Market Hustle: Stock Futures Sink Following Rise in Jobless Claims
NEW YORK (TheStreet) -- U.S. stock futures were sinking further Thursday after a rise in weekly U.S. initial jobless claims, and a day after Federal Reserve Chairwoman Janet Yellen seemed to present herself in a surprisingly hawkish light.
- Dow Jones Industrial Average futures were down 35 points, or 41.17 points below fair value, to 16,104, S&P 500 futures were down 3.75 points, or 4.57 points below fair value, to 1,848.5, and Nasdaq futures were off 9 points, or 8.78 points below fair value, to 3,665.3.
- Weekly initial jobless claims for the week ended March 15 rose by 5,000 to 320,000, vs. the average economist estimate of 325,000. The four-week moving average representing longer-term trends fell 3,500 to 327,000.
- The U.S. economic calendar on Thursday also will include February existing home sales at 10 a.m. EDT, the Philadelphia Fed Index for March at 10 a.m., and the Conference Board's Index of Leading Indicators for February at 10 a.m. The Philly Fed Index is expected to show a rise to 3.8 from negative 6.3 in February.
- In company news, Lennar (LEN) was gaining 2.08% in premarket trading after beating fiscal first-quarter earnings expectations by 7 cents at 35 cents a share on better-than-expected revenue and an 18% increase in average sales prices. ConAgra Foods (CAG) was higher by 1.39% after its fiscal third-quarter earnings topped expectations by 2 cents at 62 cents a share. Sony (SNE) was also making the headlines following reports that the company is looking to reduce ties with about three-quarters of its suppliers to help expedite bringing products to the market.

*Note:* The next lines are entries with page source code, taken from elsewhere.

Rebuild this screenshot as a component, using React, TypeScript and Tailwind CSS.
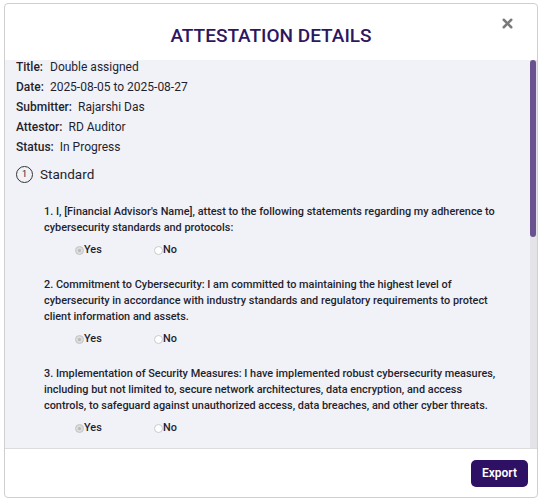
import { X } from "lucide-react";

type Question = {
  id: number;
  text: string;
};

const questions: Question[] = [
  {
    id: 1,
    text: "I, [Financial Advisor's Name], attest to the following statements regarding my adherence to cybersecurity standards and protocols:",
  },
  {
    id: 2,
    text: "Commitment to Cybersecurity: I am committed to maintaining the highest level of cybersecurity in accordance with industry standards and regulatory requirements to protect client information and assets.",
  },
  {
    id: 3,
    text: "Implementation of Security Measures: I have implemented robust cybersecurity measures, including but not limited to, secure network architectures, data encryption, and access controls, to safeguard against unauthorized access, data breaches, and other cyber threats.",
  },
  {
    id: 4,
    text: "Regular Risk Assessments: I conduct regular risk assessments to identify vulnerabilities and potential threats to client data, and take appropriate steps to mitigate them.",
  },
];

const info = [
  { label: "Title:", value: "Double assigned", extra: true },
  { label: "Date:", value: "2025-08-05 to 2025-08-27" },
  { label: "Submitter:", value: "Rajarshi Das" },
  { label: "Attestor:", value: "RD Auditor" },
  { label: "Status:", value: "In Progress" },
];

function Radio({ checked }: { checked: boolean }) {
  return (
    <span
      className={`relative inline-block w-[9px] h-[9px] rounded-full border ${
        checked ? "border-[#c4c4c4] bg-[#dcdcdc]" : "border-[#cacaca] bg-white"
      }`}
    >
      {checked && (
        <span className="absolute inset-[2px] rounded-full bg-[#b8b8b8]" />
      )}
    </span>
  );
}

export default function App() {
  return (
    <div
      className="w-[542px] h-[502px] bg-white pl-[4px] pt-[3px]"
      style={{ fontFamily: "Roboto, 'Liberation Sans', sans-serif" }}
    >
      <div className="w-[534px] h-[495px] border border-[#cfcfcf] rounded-[4px] flex flex-col bg-white">
        {/* HEADER */}
        <div className="h-[56px] relative flex items-center justify-center shrink-0">
          <h2 className="text-[19px] font-medium text-[#2e1760] mt-[8px]">
            ATTESTATION DETAILS
          </h2>
          <button className="absolute right-[22px] top-[12px] text-[#7a7a7a]">
            <X className="w-[15px] h-[15px]" strokeWidth={4} />
          </button>
        </div>

        {/* BODY */}
        <div className="flex-1 flex bg-[#f1f2f8] min-h-0">
          <div className="flex-1 overflow-hidden pl-[11px] pr-[26px] text-[#1f1f2e]">
            <div className="flex flex-col gap-[6px] text-[12px]">
              {info.map((r) => (
                <div key={r.label} className="leading-[14px] flex gap-[6px]">
                  <span className="font-medium">{r.label}</span>
                  <span className={r.extra ? "ml-[1px]" : ""}>{r.value}</span>
                </div>
              ))}
            </div>

            <div className="flex items-center gap-[7px] mt-[10px] h-[20px]">
              <span className="w-[17px] h-[17px] rounded-full border border-[#333] flex items-center justify-center text-[9px] leading-none">
                1
              </span>
              <span className="text-[13.5px]">Standard</span>
            </div>

            <div className="pl-[28px] mt-[20px] flex flex-col gap-[20px] text-[10.9px]">
              {questions.map((q) => (
                <div key={q.id}>
                  <p className="leading-[16px] font-medium">
                    {q.id}. {q.text}
                  </p>
                  <div className="flex items-center h-[14px] mt-[7px] pl-[31px] font-medium">
                    <label className="flex items-center w-[79px]">
                      <Radio checked />
                      <span>Yes</span>
                    </label>
                    <label className="flex items-center">
                      <Radio checked={false} />
                      <span>No</span>
                    </label>
                  </div>
                </div>
              ))}
            </div>
          </div>

          {/* scrollbar */}
          <div className="w-[7px] shrink-0 flex flex-col bg-[#e4e4e8]">
            <div className="h-[177px] w-[6px] rounded-full bg-[#6a5290]" />
          </div>
        </div>

        {/* FOOTER */}
        <div className="h-[49px] border-t border-[#dcdcdc] flex items-center justify-end pr-[9px] shrink-0">
          <button className="h-[27px] px-[11px] rounded-[5px] bg-[#2e1065] text-white text-[12px] font-semibold">
            Export
          </button>
        </div>
      </div>
    </div>
  );
}
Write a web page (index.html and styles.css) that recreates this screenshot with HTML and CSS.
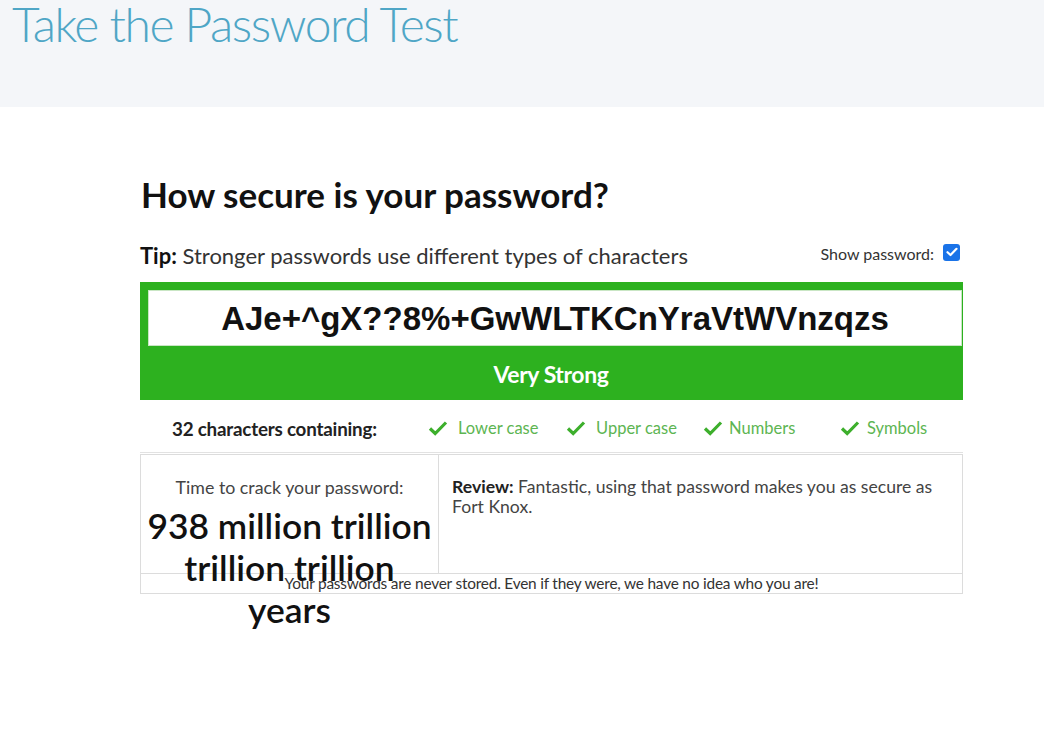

- U.S. stocks closed lower but bounced off session lows Wednesday after Yellen explained the central bank's revised forward guidance, including a plan to drop the unemployment threshold. The Dow and S&P 500 tanked during Yellen's press conference that followed the Fed's policy meeting when Yellen said that the period between the end of so-called tapering and the beginning of hiking interest rates could be just six months.
- Yellen's comments also rattled the global markets, which were all heading lower at the suggestion that the first hike in interest rates could take place in the summer of 2015. The FTSE 100 in London was down 1.01%, the DAX in Germany was falling 0.93%, the Hong Kong Hang Seng closed down 1.79% and the Nikkei 225 in Japan fell 1.65%.
- Despite the less-dovish-than-expected tone Yellen seemed to communicate on Wednesday, S&P Capital IQ chief equity strategist, Sam Stovall, noted that from a technical perspective the S&P 500 is maintaining the uptrend that has been in force for the last few years and he identifies 1,918 and 2,030 as upside targets using the 161.8% and 261.8% Fibonacci extension projections of the last decline.
- Stovall also said in his note that the S&P 500 remains well above its 30-week exponential moving average, which he said has been a good barometer of significant dips over the past year. There remains robust support in the 1,627 to 1,707 area and only a breach of this zone along with a piercing of the lower trend channel would alter Stovall's bullish bias.